Every API call, message, and property has its own documentation about its format and potential fallbacks.

Synthesized voices audio:

We do support 16kHz & 24kHz sampling rates for TTS audio in MP3, and 8kHz, 16kHz & 24kHz in raw PCM/RIFF encodings. Not every voice supports the 8kHz and 24kHz sampling rates though -- read the fallbacks section below.

Fallbacks:

In some cases we do a fallback to different parameters than the ones set in the config request. Not every voice is available in every gender and sampling rate. If the gender is not supported, we fallback to the other gender. If a sampling rate is not supported, we fallback to the other sampling rate. We always obey the gender setting, if such a gender is supported in any sampling rate. All voices do support the 16kHz sampling rate.

Authentication:

API calls are authenticated via a header (metadata in gRPC) called x-mint-api-key. Set your API key as its value.

Request headers:

We do support several optional "control" headers that affect the API calls.

"x-mint-client-request-id" set your own id for the request. Find the request in the logs via this ID later.

"x-mint-client-request-group-id" this will "group" several different API calls into one e.g. two sides of a phone call -- every side has its own "x-mint-client-request-id" but the same "x-mint-client-request-group-id".

"x-mint-allow-partial-translate" only for the VoiceTranslate API call. If set to "true" then every "partial" response with transcription will also have a translation of the transcription. Any other value, or when it is missing, should not return "partial translations". It will return it in some cases though.

"x-mint-send-push-notifications" will enable sending of push notification for API calls via our WebSocket server. We do send them via secure WebSocket endpoint wss://api.stenomatic.com/notifications

"x-mint-allow-branch-notifications" will send push notifications (if enabled with the option above) in to the client branch's specific topic instead of just to client's topic. Default is false and notifications arrive into the client's topic only.

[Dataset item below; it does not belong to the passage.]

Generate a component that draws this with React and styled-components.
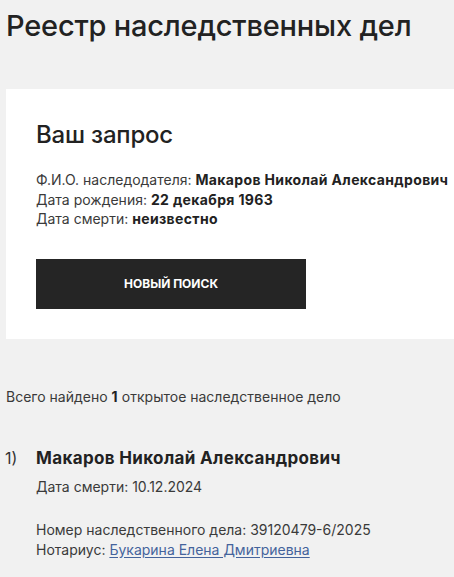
import React from 'react';
import styled, {createGlobalStyle} from 'styled-components';

const GlobalStyle = createGlobalStyle`
    html, body {
        margin: 0;
        padding: 0;
        background: #f1f1f1;
        overflow: hidden;
    }
    body {
        font-family: Inter, "Liberation Sans", Arial, sans-serif;
        color: #2b2b2b;
    }
`

const Page = styled.div`
    padding: 9px 0 0 6px;
    width: 520px;
`

const PageTitle = styled.h1`
    margin: 0 0 46px;
    font-size: 29px;
    line-height: 34px;
    font-weight: 500;
    letter-spacing: -0.2px;
    color: #222;
`

const RequestCard = styled.section`
    background: #fff;
    padding: 32px 30px 30px;
    margin-bottom: 48px;
`

const CardTitle = styled.h2`
    margin: 0 0 21px;
    font-size: 24px;
    line-height: 28px;
    font-weight: 500;
    letter-spacing: -0.2px;
    color: #222;
`

const InfoList = styled.div`
    font-size: 14px;
    line-height: 19.6px;
    color: #3a3a3a;
    white-space: nowrap;
    margin-bottom: ${p => p.$gap || 0}px;
`

const Strong = styled.b`
    color: #222;
    font-weight: 700;
    letter-spacing: 0.35px;
`

const SearchButton = styled.button`
    display: flex;
    align-items: center;
    justify-content: center;
    width: 270px;
    height: 50px;
    border: 0;
    padding: 0;
    background: #252525;
    color: #fff;
    font-family: inherit;
    font-size: 12px;
    font-weight: 700;
    text-transform: uppercase;
    cursor: pointer;
`

const Summary = styled.p`
    margin: 0 0 41px;
    font-size: 14px;
    line-height: 19.6px;
    color: #3a3a3a;
`

const CaseItem = styled.div`
    display: grid;
    grid-template-columns: 30px 1fr;
`

const CaseNumber = styled.span`
    font-size: 16px;
    line-height: 22px;
    color: #333;
    margin-left: -1px;
`

const CaseName = styled.div`
    font-size: 17px;
    line-height: 22px;
    font-weight: 700;
    letter-spacing: 0.35px;
    color: #222;
    margin-bottom: 8px;
`

const NotaryLink = styled.a`
    color: #44639c;
    text-decoration: underline;
    text-underline-offset: 2px;
`

export default function App() {
    return <>
        <GlobalStyle/>
        <Page>
            <PageTitle>Реестр наследственных дел</PageTitle>

            <RequestCard>
                <CardTitle>Ваш запрос</CardTitle>
                <InfoList $gap={30}>
                    <div>Ф.И.О. наследодателя: <Strong>Макаров Николай Александрович</Strong></div>
                    <div>Дата рождения: <Strong>22 декабря 1963</Strong></div>
                    <div>Дата смерти: <Strong>неизвестно</Strong></div>
                </InfoList>
                <SearchButton>Новый поиск</SearchButton>
            </RequestCard>

            <Summary>Всего найдено <Strong>1</Strong> открытое наследственное дело</Summary>

            <CaseItem>
                <CaseNumber>1)</CaseNumber>
                <div>
                    <CaseName>Макаров Николай Александрович</CaseName>
                    <InfoList $gap={23}>Дата смерти: 10.12.2024</InfoList>
                    <InfoList>
                        <div>Номер наследственного дела: 39120479-6/2025</div>
                        <div>Нотариус: <NotaryLink href="#">Букарина Елена Дмитриевна</NotaryLink></div>
                    </InfoList>
                </div>
            </CaseItem>
        </Page>
    </>
}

"x-mint-debug-record-audio" is for debugging purposes only. It will record the incoming audio ("true") for the SpeechRecognition and VoiceTranslate API calls into a file. This file is saved into a Google Cloud Storage bucket and is automatically deleted after 14 days. Only selected Google Cloud project users can access/download these files.

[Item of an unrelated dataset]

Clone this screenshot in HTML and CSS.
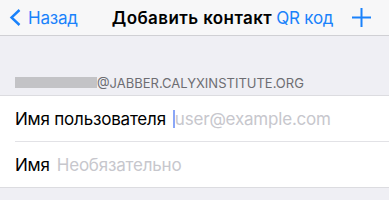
FILE: index.html
```html
<!DOCTYPE html>
<html lang="ru">
<head>
<meta charset="utf-8">
<link rel="stylesheet" href="styles.css">
</head>
<body>
<header class="nav">
  <a class="back">
    <svg class="chev" width="13" height="17" viewBox="0 0 13 17"><path d="M10.5 1 L2.5 8.5 L10.5 16" fill="none" stroke="#1a82fb" stroke-width="2.4"/></svg>
    <span>Назад</span>
  </a>
  <h1 class="title">Добавить контакт</h1>
  <a class="qr">QR код</a>
  <svg class="plus" width="19" height="19" viewBox="0 0 19 19"><path d="M9.5 0 V19 M0 9.5 H19" stroke="#1a82fb" stroke-width="2"/></svg>
</header>
<main class="content">
  <div class="section-head"><span class="redact"></span><span class="domain">@JABBER.CALYXINSTITUTE.ORG</span></div>
  <div class="group">
    <div class="row sep"><span class="label">Имя пользователя</span><span class="caret"></span><span class="ph">user@example.com</span></div>
    <div class="row"><span class="label">Имя</span><span class="ph gap">Необязательно</span></div>
  </div>
</main>
</body>
</html>
```
FILE: styles.css
```css
html, body { margin: 0; padding: 0; }
body {
  width: 389px; height: 200px; overflow: hidden;
  background: #efeff4;
  font-family: Inter, "Noto Sans", "Liberation Sans", sans-serif;
  -webkit-font-smoothing: antialiased;
}
.nav {
  height: 35px;
  background: #f7f7f8;
  border-bottom: 1px solid #d0d0d4;
  display: flex; align-items: center;
  padding: 0 0 0 9px;
  position: relative;
}
.back {
  display: flex; align-items: center; gap: 6px;
  color: #1a82fb; font-size: 17px; letter-spacing: -0.2px;
}
.chev { display: block; }
.title {
  margin: 0 0 0 34px;
  font-size: 17px; font-weight: 600; letter-spacing: 0.4px;
  color: #000;
}
.qr { margin-left: 4px; color: #1a82fb; font-size: 17px; letter-spacing: -0.2px; }
.plus { margin-left: 19px; }
.content { padding-top: 36px; }
.section-head {
  display: flex; align-items: center; height: 21px; padding-left: 15px;
}
.redact { width: 82px; height: 11px; background: #c3c3c6; filter: blur(0.6px); }
.domain { font-size: 13px; color: #6d6d72; letter-spacing: 0px; }
.group {
  margin-top: 2px;
  background: #fff;
  border-top: 1px solid #dcdce0;
  border-bottom: 1px solid #dcdce0;
  padding-left: 15px;
}
.row {
  height: 45px; display: flex; align-items: center;
  font-size: 17px; letter-spacing: -0.2px;
}
.row.sep { border-bottom: 1px solid #e2e2e6; }
.label { color: #000; }
.caret { width: 2px; height: 18px; background: #8aa6f7; margin-left: 7px; }
.ph { color: #c7c7cd; }
.gap { margin-left: 7px; }
```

x-mint-profanity-filter" is for set profanity filter. Possible values are `raw`, `masked`, `removed`

"x-mint-api-key" is the authentication header where you put your API key,

Push notifications:

The platform supports sending push notifications for the API calls' responses. We send them via our secure WebSocket endpoint (wss://api.stenomatic.com/notifications) and every 'customer+client+branch+API call" combination has its own channel.

AnalyzeEntitiesRequest

Field	Type	Label	Description
text	string		Text for entities analysis.
language_code	string		The BCP-47 code of the input text's language e.g. "en-US".

AnalyzeEntitiesResponse

Field	Type	Label	Description
entities	NlpEntity	repeated	Array of found entities and their types.

AnalyzeSentimentRequest

Field	Type	Label	Description
text	string		Text for sentiment analysis.
language_code	string		The BCP-47 code of the input text's language e.g. "en-US".

AnalyzeSentimentResponse

Field	Type	Label	Description
sentiment	AnalyzeSentimentResponse.Sentiment		Sentiment of the input text. Mixed sentiment means that the text has both positive and negative parts in approximately same amount.
score	float		Score of the sentiment from -1.0 - negative, to +1.0 - positive. Values around zero can be neutral or mixed sentiment. Mixed means that the text has both positive and negative parts which cancel each out i.e. they have similar magnitudes.

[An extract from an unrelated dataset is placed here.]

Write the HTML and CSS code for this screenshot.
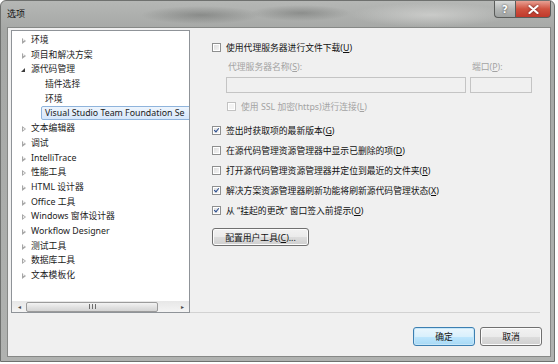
FILE: index.html
```html
<!DOCTYPE html>
<html lang="zh-CN">
<head>
    <meta charset="UTF-8">
    <title>选项</title>
    <link rel="stylesheet" href="styles.css">
</head>
<body>
    <div class="window">
        <div class="titlebar">
            <span class="title">选项</span>
            <div class="caption">
                <span class="cap-btn help">?</span>
                <span class="cap-btn close">
                    <svg width="11" height="9" viewBox="0 0 11 9"><path d="M1.5 1 L9.5 8 M9.5 1 L1.5 8" stroke="#fff" stroke-width="2.2" stroke-linecap="round"/></svg>
                </span>
            </div>
        </div>

        <div class="client">
            <div class="main">
                <!-- left tree -->
                <div class="tree">
                    <ul class="tree-list">
                        <li><span class="arrow"></span>环境</li>
                        <li><span class="arrow"></span>项目和解决方案</li>
                        <li><span class="arrow open"></span>源代码管理</li>
                        <li class="child">插件选择</li>
                        <li class="child">环境</li>
                        <li class="child"><span class="selected">Visual Studio Team Foundation Se</span></li>
                        <li><span class="arrow"></span>文本编辑器</li>
                        <li><span class="arrow"></span>调试</li>
                        <li><span class="arrow"></span>IntelliTrace</li>
                        <li><span class="arrow"></span>性能工具</li>
                        <li><span class="arrow"></span>HTML 设计器</li>
                        <li><span class="arrow"></span>Office 工具</li>
                        <li><span class="arrow"></span>Windows 窗体设计器</li>
                        <li><span class="arrow"></span>Workflow Designer</li>
                        <li><span class="arrow"></span>测试工具</li>
                        <li><span class="arrow"></span>数据库工具</li>
                        <li><span class="arrow"></span>文本模板化</li>
                    </ul>
                    <div class="hscroll">
                        <span class="sb-arrow">&#9666;</span>
                        <span class="sb-thumb">
                            <svg width="7" height="5" viewBox="0 0 7 5"><path d="M0.5 0 V5 M3.5 0 V5 M6.5 0 V5" stroke="#6d6d6d" stroke-width="1"/></svg>
                        </span>
                        <span class="sb-track"></span>
                        <span class="sb-arrow">&#9656;</span>
                    </div>
                </div>

                <!-- right options -->
                <div class="options">
                    <label class="opt first"><span class="check"></span><span>使用代理服务器进行文件下载(<u>U</u>)</span></label>

                    <div class="proxy">
                        <span class="field-label">代理服务器名称(<u>S</u>):</span>
                        <span class="field-label">端口(<u>P</u>):</span>
                        <span class="textbox"></span>
                        <span class="textbox"></span>
                    </div>

                    <label class="opt ssl disabled"><span class="check"></span><span>使用 SSL 加密(https)进行连接(<u>L</u>)</span></label>

                    <label class="opt group"><span class="check on"></span><span>签出时获取项的最新版本(<u>G</u>)</span></label>
                    <label class="opt"><span class="check"></span><span>在源代码管理资源管理器中显示已删除的项(<u>D</u>)</span></label>
                    <label class="opt"><span class="check"></span><span>打开源代码管理资源管理器并定位到最近的文件夹(<u>R</u>)</span></label>
                    <label class="opt"><span class="check on"></span><span>解决方案资源管理器刷新功能将刷新源代码管理状态(<u>X</u>)</span></label>
                    <label class="opt"><span class="check on"></span><span>从 “挂起的更改” 窗口签入前提示(<u>O</u>)</span></label>

                    <button class="btn tools">配置用户工具(<u>C</u>)...</button>
                </div>
            </div>

            <div class="footer">
                <button class="btn default">确定</button>
                <button class="btn">取消</button>
            </div>
        </div>
    </div>
</body>
</html>
```

FILE: styles.css
```css
* {
    box-sizing: border-box;
}
body {
    margin: 0;
    background-color: #fff;
    font-family: "Noto Sans", "Noto Sans CJK SC", sans-serif;
    font-size: 8.8px;
    color: #1b1b1b;
}
.window {
    width: 555px;
    height: 362px;
    padding: 0 3px 4px 6px;
    border: 1px solid #6f716f;
    border-radius: 6px 6px 0 0;
    background:
        radial-gradient(ellipse 60px 9px at 200px 14px, rgba(70,72,70,0.35), transparent),
        radial-gradient(ellipse 50px 8px at 300px 12px, rgba(60,62,60,0.3), transparent),
        radial-gradient(ellipse 80px 12px at 430px 14px, rgba(230,230,228,0.5), transparent),
        linear-gradient(#b5b7b5, #a5a7a5 30px, #b0b2b0);
    display: flex;
    flex-direction: column;
}
.titlebar {
    height: 26px;
    display: flex;
    justify-content: space-between;
    align-items: flex-start;
}
.title {
    margin-top: 6px;
    color: #111;
    font-size: 9px;
}
.caption {
    display: flex;
}
.cap-btn {
    height: 17px;
    display: flex;
    align-items: center;
    justify-content: center;
    border: 1px solid #5a5c5a;
    border-top: none;
}
.help {
    width: 21px;
    border-radius: 0 0 0 4px;
    border-right: none;
    background: linear-gradient(#d8dad9, #b4b7b6 50%, #9fa2a1);
    color: #fff;
    font-family: "DejaVu Sans", sans-serif;
    font-size: 10px;
    font-weight: bold;
    text-shadow: 0 0 2px #333;
}
.close {
    width: 36px;
    border-radius: 0 0 4px 0;
    background: linear-gradient(#e8a093, #d0523f 50%, #c0392b);
}
.close svg {
    filter: drop-shadow(0 0 1px #602020);
}
.client {
    flex: 1;
    border: 1px solid #868886;
    background-color: #f0f0f0;
    padding: 2px 8px 0 3px;
    display: flex;
    flex-direction: column;
}
.main {
    display: flex;
    height: 283px;
}

/* tree */
.tree {
    width: 179px;
    border: 1px solid #8f9398;
    background-color: #fff;
    display: flex;
    flex-direction: column;
    overflow: hidden;
}
.tree-list {
    flex: 1;
    list-style: none;
    margin: 0;
    padding: 2px 0 0 0;
}
.tree-list li {
    height: 14.7px;
    line-height: 14.7px;
    padding-left: 19px;
    white-space: nowrap;
    position: relative;
}
.tree-list li.child {
    padding-left: 33px;
}
.arrow {
    position: absolute;
    left: 10px;
    top: 5px;
    width: 0;
    height: 0;
    border-top: 3px solid transparent;
    border-bottom: 3px solid transparent;
    border-left: 4px solid #a6a6a6;
}
.arrow::after {
    content: "";
    position: absolute;
    left: -3px;
    top: -1.6px;
    border-top: 1.6px solid transparent;
    border-bottom: 1.6px solid transparent;
    border-left: 2px solid #fff;
}
.arrow.open {
    left: 9px;
    top: 6px;
    border: none;
    border-right: 4px solid #3c3c3c;
    border-top: 4px solid transparent;
}
.arrow.open::after {
    display: none;
}
.selected {
    display: inline-block;
    margin-left: -4px;
    padding: 0 30px 0 3px;
    height: 14px;
    line-height: 12px;
    border: 1px solid #8fb4dc;
    border-radius: 2px;
    background: linear-gradient(#eef5fd, #d6e7fb);
}
.hscroll {
    height: 11px;
    display: flex;
    align-items: center;
    background: linear-gradient(#e7e7e7, #f4f4f4);
    font-size: 6px;
    color: #4a4a4a;
}
.sb-arrow {
    width: 14px;
    text-align: center;
}
.sb-thumb {
    width: 132px;
    height: 10px;
    border: 1px solid #9b9b9b;
    border-radius: 2px;
    background: linear-gradient(#f3f3f3, #e2e2e2 50%, #d4d4d4);
    display: flex;
    align-items: center;
    justify-content: center;
}
.sb-track {
    flex: 1;
}

/* options */
.options {
    width: 350px;
    padding: 10px 0 0 22px;
    border-bottom: 1px solid #d2d2d2;
    display: flex;
    flex-direction: column;
    align-items: flex-start;
}
.opt {
    height: 14px;
    display: flex;
    align-items: center;
    gap: 5px;
    margin-top: 6px;
    color: #111;
}
.opt.first {
    margin-top: 0;
}
.opt.group {
    margin-top: 10px;
}
.opt.ssl {
    margin-left: 15px;
    margin-top: 6px;
}
.disabled,
.field-label {
    color: #a3a3a3;
}
.check {
    width: 9px;
    height: 9px;
    flex: none;
    border: 1px solid #8e8f8f;
    background: linear-gradient(135deg, #dcdcdc, #f6f6f6);
    box-shadow: inset 0 0 0 1px #fff;
    position: relative;
}
.disabled .check {
    border-color: #c2c2c2;
    background: #f4f4f4;
}
.check.on::after {
    content: "";
    position: absolute;
    left: 2px;
    top: 0;
    width: 2px;
    height: 4px;
    border-right: 1.5px solid #2a4d8f;
    border-bottom: 1.5px solid #2a4d8f;
    transform: rotate(40deg);
}
.proxy {
    margin: 6px 0 0 14px;
    display: grid;
    grid-template-columns: 240px 62px;
    column-gap: 4px;
    row-gap: 3px;
}
.field-label {
    height: 14px;
    line-height: 14px;
    padding-left: 2px;
}
.textbox {
    height: 16px;
    border: 1px solid #c4c4c4;
    background-color: #f0f0f0;
}
.btn {
    font-family: inherit;
    font-size: 8.8px;
    color: #111;
    height: 19px;
    padding: 0;
    border: 1px solid #707070;
    border-radius: 3px;
    background: linear-gradient(#f2f2f2, #ebebeb 50%, #dddddd 51%, #cfcfcf);
    box-shadow: inset 0 0 0 1px #fcfcfc;
}
.btn.tools {
    width: 97px;
    height: 18px;
    margin-top: 11px;
}
.footer {
    display: flex;
    justify-content: flex-end;
    gap: 5px;
    margin-top: 14px;
}
.footer .btn {
    width: 62px;
}
.btn.default {
    border-color: #3c7fb1;
    background: linear-gradient(#eaf6fd, #d9f0fc 50%, #bee6fd 51%, #a7d9f5);
    box-shadow: inset 0 0 0 1px #c6e6f8;
}
```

BatchTranslationFromMultipleLanguagesRequest

BatchTranslationFromMultipleLanguagesRequest request translates multiple texts from multiple languages into one target language at once. The returned translations are returned in the same order as the inputs.

Field	Type	Label	Description
texts	string	repeated	Array of texts for translation.
languages_codes_from	string	repeated	The BCP-47 codes of the input texts' languages. These must be in the same order as the input texts and their count must be the same.
target_language_code	string		The BCP-47 code of the target language.

BatchTranslationRequest

BatchTranslation request translates multiple texts from (the same) one language into one target language at once. The returned translations are returned in the same order as the inputs.

Field	Type	Label	Description
texts	string	repeated	Array of texts for translation.
language_code_from	string		The BCP-47 code of the input texts' language e.g. "en-US".
target_language_code	string		The BCP-47 code of the target language.

BatchTranslationResponse

Translation response with array of translations.

Field	Type	Label	Description
translations	string	repeated	Array of translation. They are in the same order as the input texts.

NlpEntity

Field	Type	Label	Description
name	string		Entity name i.e. a token/word from the input text.
type	string		Type in upper case e.g. PERSON, PLACE, etc.

PingReply

Ping reply with info about the API key.

Field	Type	Label	Description
message	string		Contains information about the API key.

PingRequest

Ping request to test API key.

SpeechRecognitionConfig

Streaming speech recognition configuration.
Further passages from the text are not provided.